Now, if you have a family tendency (50%) toward depression and you don’t take actions to recover (40%)…that 10% just shot up to 100%!
I know that you’re already doing the math...
If you have a familial tendency toward depression and something bad happens…you’re already at a tipping point of 60%. But that good or bad experience that moved your happiness up or down (10%) is not permanent, you tend to return to your baseline after months or years depending on the event. So a huge part of your happiness is under your own control.
Happiness is an inside job. Don’t assign anyone else that much power over your life.
Sorry... I can’t predict exactly what will make you happy but I can give you a clue. Instead of looking forward to what you hope to achieve…look backward. Take an inventory of your life and look at what has made you happy for many years (or even decades). It’s probably not in the same categories as what you are aspiring to. And then you have to ask yourself some serious questions.

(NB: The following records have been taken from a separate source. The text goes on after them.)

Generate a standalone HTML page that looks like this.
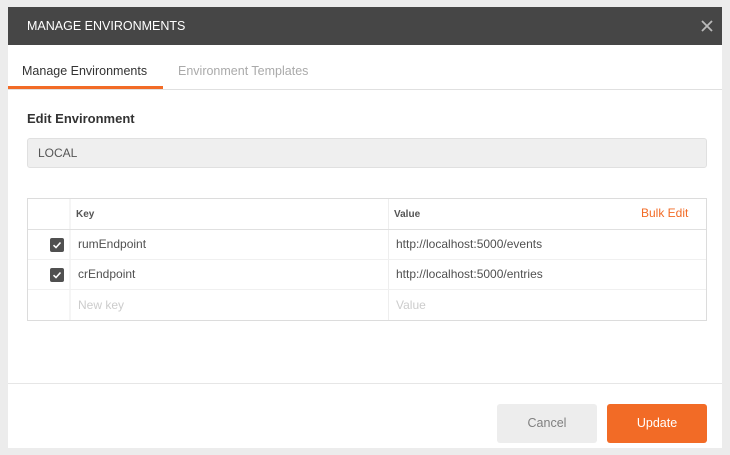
<!DOCTYPE html><html><head><style>
body{margin:0;width:730px;height:455px;background:#ececec;font-family:"Liberation Sans",sans-serif;position:relative;overflow:hidden}
.p{position:absolute;left:8px;top:7px;width:714px;height:441px;background:#fff}
.a{position:absolute}
.hd{left:0;top:0;width:714px;height:38px;background:#464646;color:#fff;font-size:12.5px;line-height:38px}
.cb{width:14px;height:14px;background:#505050;border-radius:2px}
.t{font-size:12px;color:#505050}
</style></head><body>
<div class="p">
<div class="a hd"><span style="margin-left:19px">MANAGE ENVIRONMENTS</span>
<svg class="a" style="left:693px;top:13px" width="12" height="12"><path d="M1 1L11 11M11 1L1 11" stroke="#bbb" stroke-width="1.8"/></svg></div>
<div class="a" style="left:14px;top:57px;font-size:12.5px;color:#333">Manage Environments</div>
<div class="a" style="left:170px;top:57px;font-size:12.5px;color:#aaa">Environment Templates</div>
<div class="a" style="left:0;top:82px;width:714px;height:1px;background:#e0e0e0"></div>
<div class="a" style="left:0;top:79px;width:155px;height:3px;background:#f26b26"></div>
<div class="a" style="left:19px;top:104px;font-size:13px;color:#333;font-weight:bold;letter-spacing:0">Edit Environment</div>
<div class="a" style="left:19px;top:131px;width:678px;height:28px;background:#efefef;border:1px solid #e0e0e0;border-radius:3px"></div>
<div class="a" style="left:30px;top:139px;font-size:12px;color:#555">LOCAL</div>
<div class="a" style="left:19px;top:191px;width:678px;height:121px;border:1px solid #dcdcdc"></div>
<div class="a" style="left:61px;top:192px;width:2px;height:121px;background:#f5f5f5"></div>
<div class="a" style="left:380px;top:192px;width:1px;height:121px;background:#eee"></div>
<div class="a" style="left:20px;top:222px;width:678px;height:1px;background:#e0e0e0"></div>
<div class="a" style="left:20px;top:252px;width:678px;height:1px;background:#f0f0f0"></div>
<div class="a" style="left:20px;top:282px;width:678px;height:1px;background:#f0f0f0"></div>
<div class="a" style="left:68px;top:202px;font-size:10px;color:#555;font-weight:bold">Key</div>
<div class="a" style="left:386px;top:202px;font-size:10px;color:#555;font-weight:bold">Value</div>
<div class="a" style="left:633px;top:199px;font-size:12px;color:#f26b26">Bulk Edit</div>
<div class="a cb" style="left:42px;top:231px"><svg width="14" height="14"><path d="M3.5 7.2L6 9.5L10.5 4.5" stroke="#fff" stroke-width="1.6" fill="none"/></svg></div>
<div class="a cb" style="left:42px;top:261px"><svg width="14" height="14"><path d="M3.5 7.2L6 9.5L10.5 4.5" stroke="#fff" stroke-width="1.6" fill="none"/></svg></div>
<div class="a t" style="left:70px;top:230px">rumEndpoint</div>
<div class="a t" style="left:388px;top:230px">http://localhost:5000/events</div>
<div class="a t" style="left:70px;top:260px">crEndpoint</div>
<div class="a t" style="left:388px;top:260px">http://localhost:5000/entries</div>
<div class="a t" style="left:70px;top:291px;color:#ccc">New key</div>
<div class="a t" style="left:388px;top:291px;color:#ccc">Value</div>
<div class="a" style="left:0;top:376px;width:714px;height:1px;background:#e6e6e6"></div>
<div class="a" style="left:489px;top:397px;width:100px;height:39px;background:#ededed;border-radius:3px;color:#808080;font-size:12.5px;text-align:center;line-height:39px">Cancel</div>
<div class="a" style="left:599px;top:397px;width:100px;height:39px;background:#f26b26;border-radius:3px;color:#fff;font-size:12.5px;text-align:center;line-height:39px">Update</div>
</div>
</body></html>
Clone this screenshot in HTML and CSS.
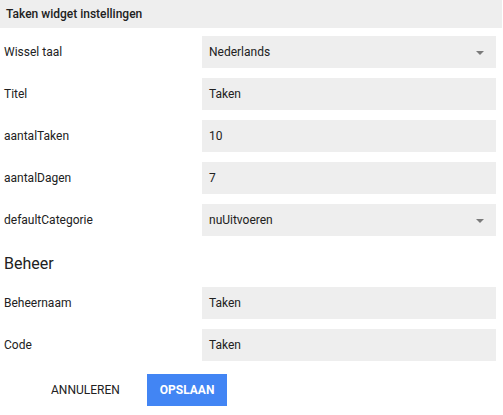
FILE: index.html
```html
<!DOCTYPE html>
<html lang="nl">
<head>
<meta charset="utf-8">
<title>Taken widget instellingen</title>
<link rel="stylesheet" href="styles.css">
</head>
<body>
<div class="dialog">
  <div class="header">Taken widget instellingen</div>
  <div class="form">
    <div class="row">
      <div class="label">Wissel taal</div>
      <div class="field select"><span>Nederlands</span><span class="arrow"></span></div>
    </div>
    <div class="row">
      <div class="label">Titel</div>
      <div class="field"><span>Taken</span></div>
    </div>
    <div class="row">
      <div class="label">aantalTaken</div>
      <div class="field"><span>10</span></div>
    </div>
    <div class="row">
      <div class="label">aantalDagen</div>
      <div class="field"><span>7</span></div>
    </div>
    <div class="row">
      <div class="label">defaultCategorie</div>
      <div class="field select"><span>nuUitvoeren</span><span class="arrow"></span></div>
    </div>
    <h2 class="section">Beheer</h2>
    <div class="row">
      <div class="label">Beheernaam</div>
      <div class="field"><span>Taken</span></div>
    </div>
    <div class="row">
      <div class="label">Code</div>
      <div class="field"><span>Taken</span></div>
    </div>
  </div>
  <div class="actions">
    <button class="btn flat">ANNULEREN</button>
    <button class="btn raised">OPSLAAN</button>
  </div>
</div>
</body>
</html>
```
FILE: styles.css
```css
html, body {
  margin: 0;
  padding: 0;
  background: #ffffff;
}
body {
  font-family: Roboto, "Liberation Sans", Arial, sans-serif;
  font-size: 12px;
  color: #212121;
}
.dialog {
  width: 503px;
}
.header {
  width: 496px;
  height: 28px;
  line-height: 28px;
  padding-left: 6px;
  background: #eeeeee;
  font-weight: 500;
  color: #212121;
}
.form {
  padding: 8px 7px 0 4px;
  display: flex;
  flex-direction: column;
  gap: 10px;
}
.row {
  display: grid;
  grid-template-columns: 198px 294px;
  align-items: center;
}
.label {
  color: #212121;
}
.field {
  height: 32px;
  background: #eeeeee;
  display: flex;
  align-items: center;
  justify-content: space-between;
  padding: 0 12px 0 7px;
  color: #212121;
}
.arrow {
  width: 0;
  height: 0;
  border-left: 4px solid transparent;
  border-right: 4px solid transparent;
  border-top: 4px solid #7a7a7a;
  margin-top: 1px;
}
.section {
  margin: 8px 0 3px 0;
  font-size: 16px;
  font-weight: 400;
  line-height: 20px;
  color: #212121;
}
.actions {
  display: flex;
  align-items: center;
  gap: 14px;
  padding: 13px 0 0 38px;
}
.btn {
  font-family: Roboto, "Liberation Sans", Arial, sans-serif;
  font-size: 12px;
  font-weight: 500;
  height: 32px;
  padding: 0 13px;
  border: 0;
  border-radius: 0;
  background: transparent;
  cursor: pointer;
}
.flat {
  color: #212121;
  font-weight: 400;
}
.raised {
  background: #4285f4;
  color: #ffffff;
  font-weight: 700;
  width: 80px;
  box-shadow: 0 1px 0 #2a5db5;
}
```
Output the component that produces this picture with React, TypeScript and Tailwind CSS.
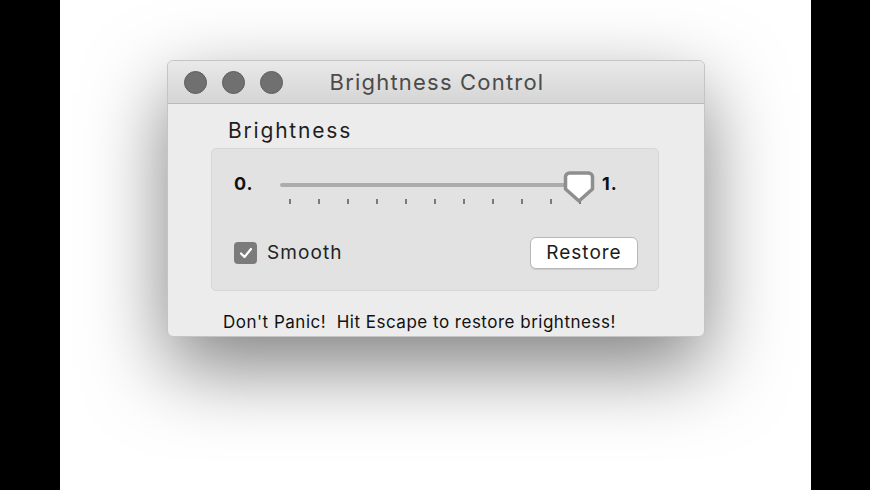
import React from "react";

const ticks = Array.from({ length: 11 }, (_, i) => i);

export default function App() {
  return (
    <div className="flex w-[870px] h-[490px] overflow-hidden" style={{ fontFamily: "Inter, Roboto, 'Liberation Sans', sans-serif" }}>
      <div className="w-[60px] h-full bg-black shrink-0" />
      <div className="flex-1 h-full bg-white pt-[60px] pl-[107px]">
        <div className="w-[538px] h-[277px] rounded-[6px] bg-[#ececec] border border-[#c4c4c4] shadow-[0_30px_80px_rgba(0,0,0,0.5)] flex flex-col overflow-hidden">
          {/* title bar */}
          <div className="h-[43px] shrink-0 flex items-center px-[16px] bg-gradient-to-b from-[#e9e9e9] to-[#d5d5d5] border-b border-[#b9b9b9] relative">
            <div className="flex gap-[15px]">
              <div className="w-[23px] h-[23px] rounded-full bg-[#707070] border border-[#5e5e5e]" />
              <div className="w-[23px] h-[23px] rounded-full bg-[#707070] border border-[#5e5e5e]" />
              <div className="w-[23px] h-[23px] rounded-full bg-[#707070] border border-[#5e5e5e]" />
            </div>
            <div className="absolute inset-0 flex items-center justify-center text-[22px] tracking-[1.2px] text-[#4b4b4b] pl-[2px]">
              Brightness Control
            </div>
          </div>
          {/* body */}
          <div className="flex-1 flex flex-col pl-[43px] pr-[45px] pt-[14px]">
            <div className="text-[21px] tracking-[1.8px] leading-[26px] text-[#1e1e1e] pl-[17px]">Brightness</div>
            <div className="mt-[4px] h-[143px] rounded-[5px] bg-[#e2e2e2] border border-[#d6d6d6] flex flex-col pl-[22px] pr-[20px] pt-[24px]">
              <div className="flex items-start h-[40px]">
                <div className="text-[18px] font-bold tracking-[1px] leading-[22px] text-[#111] w-[46px]">0.</div>
                <div className="relative w-[316px] h-[40px]">
                  <div className="absolute left-0 right-[14px] top-[10px] h-[4px] rounded-full bg-[#acacac]" />
                  {ticks.map((i) => (
                    <div
                      key={i}
                      className="absolute top-[26px] w-[1.5px] h-[5px] bg-[#7a7a7a]"
                      style={{ left: 9 + i * 29 }}
                    />
                  ))}
                  <svg className="absolute left-[283px] top-[-3px]" width="32" height="34" viewBox="0 0 32 34">
                    <path
                      d="M6.5 3 H25.5 A4 4 0 0 1 29.5 7 V19 L16 31 L2.5 19 V7 A4 4 0 0 1 6.5 3 Z"
                      fill="#ffffff"
                      stroke="#8e8e8e"
                      strokeWidth="3.5"
                      strokeLinejoin="round"
                    />
                  </svg>
                </div>
                <div className="text-[18px] font-bold tracking-[1px] leading-[22px] text-[#111] ml-[6px]">1.</div>
              </div>
              <div className="flex items-center justify-between mt-[24px]">
                <div className="flex items-center gap-[10px]">
                  <div className="w-[23px] h-[22px] rounded-[4px] bg-[#7b7b7b] flex items-center justify-center">
                    <svg width="14" height="12" viewBox="0 0 14 12">
                      <path d="M2 6.5 L5.5 10 L12 2" fill="none" stroke="#ffffff" strokeWidth="2.2" strokeLinecap="round" strokeLinejoin="round" />
                    </svg>
                  </div>
                  <span className="text-[19px] tracking-[1.1px] text-[#222]">Smooth</span>
                </div>
                <div className="w-[108px] h-[32px] rounded-[6px] bg-white border border-[#b8b8b8] flex items-center justify-center text-[19px] tracking-[1px] text-[#1c1c1c] shadow-[0_1px_1px_rgba(0,0,0,0.1)]">
                  Restore
                </div>
              </div>
            </div>
            <div className="mt-[20px] pl-[12px] text-[17px] tracking-[0.5px] leading-[22px] text-[#111] whitespace-pre">
              {"Don't Panic!  Hit Escape to restore brightness!"}
            </div>
          </div>
        </div>
      </div>
      <div className="w-[59px] h-full bg-black shrink-0" />
    </div>
  );
}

If the first car/house/jewelry/amazing designer item I bought didn’t provide me with years (or decades) of happiness, why do I think buying more of it will?
What can you do as you’re taking inventory?
When I was reading about happiness, I discovered a list (Wayne Fields in What the River Knows ) titled the Six Best Physicians:
1. Sunlight- more research is coming out talking about the positive effects of simply being outdoors.
2. Friends/Family- this makes every single list. BELIEVE IT.
3. Rest- our society praises work but we function better when we rest (and sleep) well.
4. Exercise- you know it’s true. Endorphins.
5. Diet- If you make a home cooked meal with your friends/ family you can check off two boxes! Think slow food instead of fast.
6. Self-confidence- believe in yourself. This is not a hard list. You can do it!